Copy for Docs: preparing worksheets and assessments

The Copy for Docs feature is designed for teachers preparing worksheets, documentation or assessments. It copies the code with formatting, syntax highlighting and line numbers so that it can be pasted neatly into Microsoft Word or Google Docs.

This is useful when preparing printed tasks, worked examples, exam-style questions or revision booklets. However, it should not be used when copying code into an IDE, because the line numbers and formatting may break the program. For code that students need to run, use the standard Copy Code button instead.

Practical teaching ideas

Python Educator 2.0 can be used at different points in a lesson. At the start, a teacher might use a ready-made algorithm as a retrieval task. In the main part of the lesson, Display Mode can be used to explain the logic step by step. Later, students can use Edit Mode to adapt the program and test their own changes.

For revision, the tool is particularly useful for common iGCSE and A Level programming patterns. Students can revisit standard algorithms, trace them line by line, and practise explaining what each section does. This supports both programming confidence and exam-style code comprehension.

It is also useful for live modelling. A teacher can begin with a blank file, build the solution gradually, run it frequently, and then switch into Display Mode to review how the final version works.

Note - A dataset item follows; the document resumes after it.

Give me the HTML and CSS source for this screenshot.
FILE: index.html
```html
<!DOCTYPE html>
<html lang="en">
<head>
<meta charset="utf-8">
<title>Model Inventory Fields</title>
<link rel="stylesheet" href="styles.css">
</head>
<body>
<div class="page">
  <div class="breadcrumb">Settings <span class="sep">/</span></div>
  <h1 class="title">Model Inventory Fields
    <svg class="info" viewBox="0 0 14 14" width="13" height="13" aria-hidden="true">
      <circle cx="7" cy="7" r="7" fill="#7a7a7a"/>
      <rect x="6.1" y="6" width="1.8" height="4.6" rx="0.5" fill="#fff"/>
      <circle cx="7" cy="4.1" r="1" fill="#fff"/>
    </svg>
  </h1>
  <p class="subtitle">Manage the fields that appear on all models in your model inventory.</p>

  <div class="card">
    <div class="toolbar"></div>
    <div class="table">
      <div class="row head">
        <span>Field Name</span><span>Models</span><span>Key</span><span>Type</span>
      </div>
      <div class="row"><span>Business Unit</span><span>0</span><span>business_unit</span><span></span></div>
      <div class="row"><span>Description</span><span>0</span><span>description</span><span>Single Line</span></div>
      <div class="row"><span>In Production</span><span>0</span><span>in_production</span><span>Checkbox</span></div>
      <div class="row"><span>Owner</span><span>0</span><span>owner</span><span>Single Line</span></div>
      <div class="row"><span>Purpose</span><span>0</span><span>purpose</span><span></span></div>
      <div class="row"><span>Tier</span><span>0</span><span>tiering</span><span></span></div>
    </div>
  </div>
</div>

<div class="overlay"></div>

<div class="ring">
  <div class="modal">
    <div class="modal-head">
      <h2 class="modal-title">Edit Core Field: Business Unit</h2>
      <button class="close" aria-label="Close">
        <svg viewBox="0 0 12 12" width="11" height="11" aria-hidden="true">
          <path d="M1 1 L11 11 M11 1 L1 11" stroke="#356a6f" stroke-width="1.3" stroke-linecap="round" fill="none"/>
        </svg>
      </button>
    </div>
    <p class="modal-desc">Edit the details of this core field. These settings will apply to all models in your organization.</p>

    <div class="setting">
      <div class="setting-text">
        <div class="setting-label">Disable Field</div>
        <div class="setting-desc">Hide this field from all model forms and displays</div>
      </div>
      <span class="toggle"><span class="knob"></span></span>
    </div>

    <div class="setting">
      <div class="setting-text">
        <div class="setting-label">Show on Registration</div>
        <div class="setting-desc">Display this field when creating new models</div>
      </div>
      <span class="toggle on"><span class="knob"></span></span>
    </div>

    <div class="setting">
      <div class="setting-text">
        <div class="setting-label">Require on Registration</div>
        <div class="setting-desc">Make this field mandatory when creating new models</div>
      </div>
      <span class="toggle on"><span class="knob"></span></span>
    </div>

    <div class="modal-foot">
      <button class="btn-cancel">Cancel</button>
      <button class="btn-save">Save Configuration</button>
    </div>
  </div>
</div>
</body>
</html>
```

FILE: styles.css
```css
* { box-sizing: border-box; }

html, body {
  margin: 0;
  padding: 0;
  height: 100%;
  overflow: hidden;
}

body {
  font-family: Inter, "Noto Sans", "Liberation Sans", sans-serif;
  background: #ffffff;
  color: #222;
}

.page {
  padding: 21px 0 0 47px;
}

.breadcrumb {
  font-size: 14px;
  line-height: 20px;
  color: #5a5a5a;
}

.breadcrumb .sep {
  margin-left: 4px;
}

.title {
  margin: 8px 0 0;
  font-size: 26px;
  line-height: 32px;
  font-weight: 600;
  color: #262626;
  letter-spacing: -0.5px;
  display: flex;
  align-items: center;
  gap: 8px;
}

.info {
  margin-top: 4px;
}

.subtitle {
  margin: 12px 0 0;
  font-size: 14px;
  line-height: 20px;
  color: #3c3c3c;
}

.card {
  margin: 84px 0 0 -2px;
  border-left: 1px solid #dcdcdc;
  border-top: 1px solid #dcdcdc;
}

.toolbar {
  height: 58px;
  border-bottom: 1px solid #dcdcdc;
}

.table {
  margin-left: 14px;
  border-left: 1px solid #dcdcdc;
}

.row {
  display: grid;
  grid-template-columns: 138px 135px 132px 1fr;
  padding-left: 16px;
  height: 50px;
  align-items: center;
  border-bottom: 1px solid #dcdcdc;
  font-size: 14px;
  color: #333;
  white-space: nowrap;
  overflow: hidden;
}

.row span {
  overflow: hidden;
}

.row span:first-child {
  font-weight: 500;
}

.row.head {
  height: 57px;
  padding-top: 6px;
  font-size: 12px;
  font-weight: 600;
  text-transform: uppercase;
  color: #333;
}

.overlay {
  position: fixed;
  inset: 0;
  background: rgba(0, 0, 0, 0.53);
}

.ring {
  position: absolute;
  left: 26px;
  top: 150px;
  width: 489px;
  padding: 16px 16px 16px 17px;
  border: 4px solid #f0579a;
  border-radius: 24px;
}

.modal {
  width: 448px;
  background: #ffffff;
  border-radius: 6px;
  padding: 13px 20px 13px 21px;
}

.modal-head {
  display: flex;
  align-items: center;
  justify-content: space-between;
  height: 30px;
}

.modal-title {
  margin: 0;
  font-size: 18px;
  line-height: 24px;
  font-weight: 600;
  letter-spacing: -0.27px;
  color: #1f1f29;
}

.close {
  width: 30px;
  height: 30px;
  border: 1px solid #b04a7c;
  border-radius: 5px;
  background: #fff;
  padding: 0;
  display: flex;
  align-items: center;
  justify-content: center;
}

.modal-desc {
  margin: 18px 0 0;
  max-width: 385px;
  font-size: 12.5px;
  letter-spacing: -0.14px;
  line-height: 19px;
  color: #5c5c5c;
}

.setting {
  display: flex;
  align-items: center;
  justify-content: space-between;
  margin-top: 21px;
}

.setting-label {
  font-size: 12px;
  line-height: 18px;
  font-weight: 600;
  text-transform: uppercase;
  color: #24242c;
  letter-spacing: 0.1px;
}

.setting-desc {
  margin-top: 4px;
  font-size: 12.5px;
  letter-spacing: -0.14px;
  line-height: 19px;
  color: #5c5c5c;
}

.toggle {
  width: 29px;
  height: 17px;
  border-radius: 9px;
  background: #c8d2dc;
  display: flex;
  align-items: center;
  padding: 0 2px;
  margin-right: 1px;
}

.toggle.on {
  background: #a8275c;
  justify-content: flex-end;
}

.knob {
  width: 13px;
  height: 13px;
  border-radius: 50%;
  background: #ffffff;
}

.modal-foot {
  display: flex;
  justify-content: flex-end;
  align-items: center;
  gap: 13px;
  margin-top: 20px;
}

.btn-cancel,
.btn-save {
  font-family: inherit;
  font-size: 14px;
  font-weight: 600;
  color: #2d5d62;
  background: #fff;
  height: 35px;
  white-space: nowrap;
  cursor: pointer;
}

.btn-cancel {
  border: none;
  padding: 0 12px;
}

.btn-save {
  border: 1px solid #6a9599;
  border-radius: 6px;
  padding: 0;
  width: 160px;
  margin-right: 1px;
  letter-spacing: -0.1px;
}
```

Why it is useful for teachers

Python Educator 2.0 helps bridge the gap between writing code and understanding code. Many students can copy a program, but struggle to explain what happens when it runs. The tracing tools, variable display and call trace make the hidden process more visible.

For teachers, the tool also reduces friction. There is no need for every student to have a full Python environment installed just to explore a short example. Code can be loaded from a link, edited in the browser, displayed clearly, run, traced, copied, downloaded or turned into a puzzle.

Used well, it can support explanation, modelling, questioning, independent practice and revision – all from the same simple web page.